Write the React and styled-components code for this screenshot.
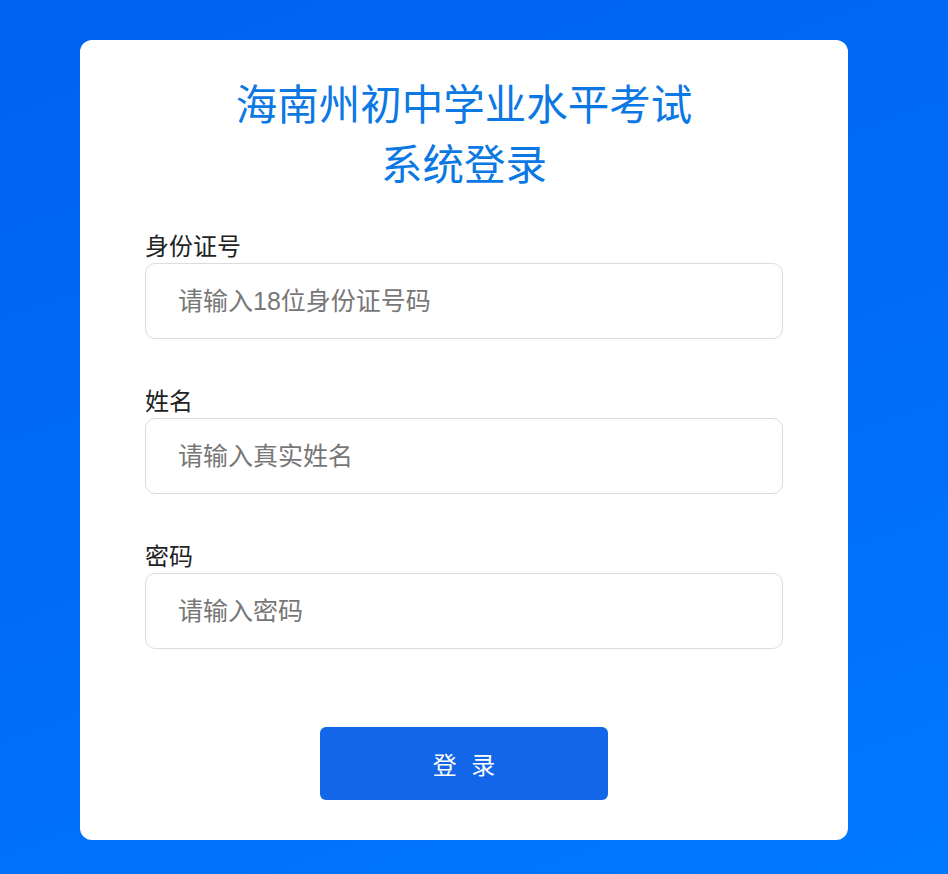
import styled, { createGlobalStyle } from "styled-components";

const GlobalStyle = createGlobalStyle`
  html, body {
    margin: 0;
    padding: 0;
  }
  body {
    font-family: "Liberation Sans", "Noto Sans CJK SC", sans-serif;
  }
  * {
    box-sizing: border-box;
  }
`;

const fields = [
  { label: "身份证号", placeholder: "请输入18位身份证号码", type: "text" },
  { label: "姓名", placeholder: "请输入真实姓名", type: "text" },
  { label: "密码", placeholder: "请输入密码", type: "password" },
];

const App = () => {
  return (
    <Page>
      <GlobalStyle />
      <Card>
        <Title>
          海南州初中学业水平考试
          <br />
          系统登录
        </Title>
        <Form onSubmit={(e) => e.preventDefault()}>
          {fields.map((f) => (
            <Field key={f.label}>
              <Label>{f.label}</Label>
              <Input type={f.type} placeholder={f.placeholder} />
            </Field>
          ))}
          <ButtonRow>
            <Button type="submit">登 录</Button>
          </ButtonRow>
        </Form>
      </Card>
    </Page>
  );
};

export default App;

const Page = styled.div`
  min-height: 100vh;
  padding: 40px 0 34px 80px;
  background: linear-gradient(160deg, #0063ef 0%, #006bf7 50%, #0079ff 100%);
`;

const Card = styled.div`
  width: 768px;
  height: 800px;
  background: #fff;
  border-radius: 12px;
  padding: 36px 65px 40px;
`;

const Title = styled.h1`
  margin: 0 0 37px;
  font-size: 41.5px;
  line-height: 60px;
  font-weight: 400;
  color: #0b78e3;
  text-align: center;
`;

const Form = styled.form`
  display: flex;
  flex-direction: column;
`;

const Field = styled.div`
  display: flex;
  flex-direction: column;
  margin-bottom: 49px;

  &:nth-last-child(2) {
    margin-bottom: 78px;
  }
`;

const Label = styled.label`
  font-size: 24px;
  line-height: 28px;
  color: #222;
  margin-bottom: 2px;
`;

const Input = styled.input`
  width: 638px;
  height: 76px;
  border: 1px solid #dcdcdc;
  border-radius: 10px;
  padding: 0 20px 0 32px;
  font-family: "Liberation Sans", "Noto Sans CJK SC", sans-serif;
  font-size: 25px;
  color: #333;
  outline: none;

  &::placeholder {
    color: #777;
  }
`;

const ButtonRow = styled.div`
  display: flex;
  justify-content: center;
`;

const Button = styled.button`
  width: 288px;
  height: 73px;
  border: none;
  border-radius: 6px;
  background: #1366e8;
  color: #fff;
  font-family: "Liberation Sans", "Noto Sans CJK SC", sans-serif;
  font-size: 24px;
  letter-spacing: 4px;
  padding: 0 0 0 4px;
  cursor: pointer;
`;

########

### Task requirements
For the listing above, identify each line bearing "styled".

### Finished task
Write the React and styled-components code for this screenshot.
import styled, { createGlobalStyle } from "styled-components";
const Page = styled.div`
const Card = styled.div`
const Title = styled.h1`
const Form = styled.form`
const Field = styled.div`
const Label = styled.label`
const Input = styled.input`
const ButtonRow = styled.div`
const Button = styled.button`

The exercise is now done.